- **SOURCE DATA**
--- start ---

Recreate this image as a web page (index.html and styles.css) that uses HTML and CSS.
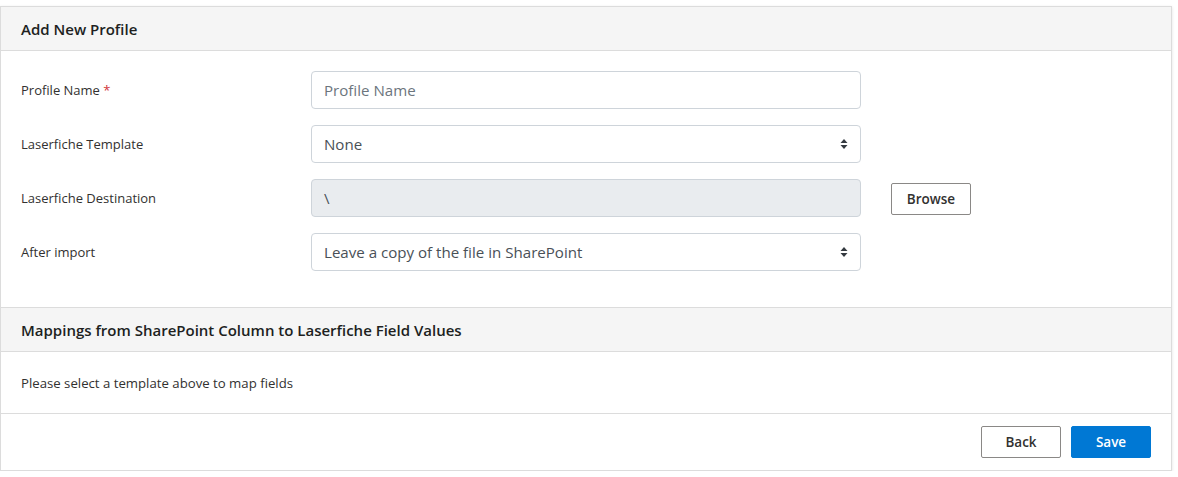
FILE: index.html
```html
<!DOCTYPE html>
<html>
<head>
<meta charset="utf-8">
<link rel="stylesheet" href="styles.css">
</head>
<body>
<div class="card">
  <div class="card-header"><h2 class="title">Add New Profile</h2></div>
  <div class="form-body">
    <div class="row">
      <label class="label">Profile Name <span class="req">*</span></label>
      <div class="control"><span class="placeholder">Profile Name</span></div>
    </div>
    <div class="row">
      <label class="label">Laserfiche Template</label>
      <div class="control select"><span>None</span>
        <svg class="arrows" width="8" height="12" viewBox="0 0 8 12"><path d="M4 1 L7.5 5 H0.5 Z M4 11 L7.5 7 H0.5 Z" fill="#343a40"/></svg>
      </div>
    </div>
    <div class="row">
      <label class="label">Laserfiche Destination</label>
      <div class="control disabled"><span>\</span></div>
      <button class="btn btn-default browse">Browse</button>
    </div>
    <div class="row">
      <label class="label">After import</label>
      <div class="control select"><span>Leave a copy of the file in SharePoint</span>
        <svg class="arrows" width="8" height="12" viewBox="0 0 8 12"><path d="M4 1 L7.5 5 H0.5 Z M4 11 L7.5 7 H0.5 Z" fill="#343a40"/></svg>
      </div>
    </div>
  </div>
  <div class="card-header section"><h2 class="title">Mappings from SharePoint Column to Laserfiche Field Values</h2></div>
  <div class="map-body">Please select a template above to map fields</div>
  <div class="footer">
    <button class="btn btn-default">Back</button>
    <button class="btn btn-primary">Save</button>
  </div>
</div>
</body>
</html>
```
FILE: styles.css
```css
* { box-sizing: border-box; }
body {
  margin: 0;
  background: #fff;
  font-family: "Open Sans", "Noto Sans", sans-serif;
  color: #323130;
}
.card {
  margin-top: 6px;
  width: 1172px;
  border: 1px solid #dcdcdc;
  box-shadow: 0 1px 3px rgba(0,0,0,0.12);
  background: #fff;
}
.card-header {
  height: 44px;
  background: #f5f5f5;
  border-bottom: 1px solid #dcdcdc;
  padding: 0 20px;
  display: flex;
  align-items: center;
}
.card-header.section { border-top: 1px solid #dcdcdc; height: 45px; }
.title {
  margin: 0;
  font-size: 15px;
  font-weight: 600;
  color: #201f1e;
}
.form-body {
  padding: 20px 20px 36px;
  display: flex;
  flex-direction: column;
  gap: 16px;
}
.row {
  display: flex;
  align-items: center;
  height: 38px;
}
.label {
  width: 290px;
  font-size: 13px;
  color: #323130;
}
.req { color: #d13438; }
.control {
  width: 550px;
  height: 38px;
  border: 1px solid #ced4da;
  border-radius: 4px;
  padding: 0 12px;
  display: flex;
  align-items: center;
  font-size: 15.1px;
  color: #495057;
}
.placeholder { color: #6c757d; }
.select { justify-content: space-between; padding-right: 12px; }
.arrows { display: block; }
.disabled { background: #e9ecef; }
.btn {
  width: 80px;
  height: 32px;
  border-radius: 2px;
  font-family: inherit;
  font-size: 13.5px;
  font-weight: 600;
  cursor: pointer;
  padding: 0;
}
.btn-default {
  background: #fff;
  border: 1px solid #8a8886;
  color: #323130;
}
.btn-primary {
  background: #0078d4;
  border: 1px solid #0078d4;
  color: #fff;
}
.browse { margin-left: 30px; margin-top: 2px; }
.map-body {
  height: 62px;
  border-bottom: 1px solid #dcdcdc;
  padding: 0 20px;
  display: flex;
  align-items: center;
  font-size: 13.2px;
  color: #323130;
}
.footer {
  height: 56px;
  display: flex;
  justify-content: flex-end;
  align-items: center;
  gap: 10px;
  padding: 0 20px;
}
```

--- end ---

- **TASK INSTRUCTIONS**
Restate the full listing verbatim and drop every picture.

- **EXERCISE RESULT**
Recreate this image as a web page (index.html and styles.css) that uses HTML and CSS.
FILE: index.html
```html
<!DOCTYPE html>
<html>
<head>
<meta charset="utf-8">
<link rel="stylesheet" href="styles.css">
</head>
<body>
<div class="card">
  <div class="card-header"><h2 class="title">Add New Profile</h2></div>
  <div class="form-body">
    <div class="row">
      <label class="label">Profile Name <span class="req">*</span></label>
      <div class="control"><span class="placeholder">Profile Name</span></div>
    </div>
    <div class="row">
      <label class="label">Laserfiche Template</label>
      <div class="control select"><span>None</span>
        <svg class="arrows" width="8" height="12" viewBox="0 0 8 12"><path d="M4 1 L7.5 5 H0.5 Z M4 11 L7.5 7 H0.5 Z" fill="#343a40"/></svg>
      </div>
    </div>
    <div class="row">
      <label class="label">Laserfiche Destination</label>
      <div class="control disabled"><span>\</span></div>
      <button class="btn btn-default browse">Browse</button>
    </div>
    <div class="row">
      <label class="label">After import</label>
      <div class="control select"><span>Leave a copy of the file in SharePoint</span>
        <svg class="arrows" width="8" height="12" viewBox="0 0 8 12"><path d="M4 1 L7.5 5 H0.5 Z M4 11 L7.5 7 H0.5 Z" fill="#343a40"/></svg>
      </div>
    </div>
  </div>
  <div class="card-header section"><h2 class="title">Mappings from SharePoint Column to Laserfiche Field Values</h2></div>
  <div class="map-body">Please select a template above to map fields</div>
  <div class="footer">
    <button class="btn btn-default">Back</button>
    <button class="btn btn-primary">Save</button>
  </div>
</div>
</body>
</html>
```
FILE: styles.css
```css
* { box-sizing: border-box; }
body {
  margin: 0;
  background: #fff;
  font-family: "Open Sans", "Noto Sans", sans-serif;
  color: #323130;
}
.card {
  margin-top: 6px;
  width: 1172px;
  border: 1px solid #dcdcdc;
  box-shadow: 0 1px 3px rgba(0,0,0,0.12);
  background: #fff;
}
.card-header {
  height: 44px;
  background: #f5f5f5;
  border-bottom: 1px solid #dcdcdc;
  padding: 0 20px;
  display: flex;
  align-items: center;
}
.card-header.section { border-top: 1px solid #dcdcdc; height: 45px; }
.title {
  margin: 0;
  font-size: 15px;
  font-weight: 600;
  color: #201f1e;
}
.form-body {
  padding: 20px 20px 36px;
  display: flex;
  flex-direction: column;
  gap: 16px;
}
.row {
  display: flex;
  align-items: center;
  height: 38px;
}
.label {
  width: 290px;
  font-size: 13px;
  color: #323130;
}
.req { color: #d13438; }
.control {
  width: 550px;
  height: 38px;
  border: 1px solid #ced4da;
  border-radius: 4px;
  padding: 0 12px;
  display: flex;
  align-items: center;
  font-size: 15.1px;
  color: #495057;
}
.placeholder { color: #6c757d; }
.select { justify-content: space-between; padding-right: 12px; }
.arrows { display: block; }
.disabled { background: #e9ecef; }
.btn {
  width: 80px;
  height: 32px;
  border-radius: 2px;
  font-family: inherit;
  font-size: 13.5px;
  font-weight: 600;
  cursor: pointer;
  padding: 0;
}
.btn-default {
  background: #fff;
  border: 1px solid #8a8886;
  color: #323130;
}
.btn-primary {
  background: #0078d4;
  border: 1px solid #0078d4;
  color: #fff;
}
.browse { margin-left: 30px; margin-top: 2px; }
.map-body {
  height: 62px;
  border-bottom: 1px solid #dcdcdc;
  padding: 0 20px;
  display: flex;
  align-items: center;
  font-size: 13.2px;
  color: #323130;
}
.footer {
  height: 56px;
  display: flex;
  justify-content: flex-end;
  align-items: center;
  gap: 10px;
  padding: 0 20px;
}
```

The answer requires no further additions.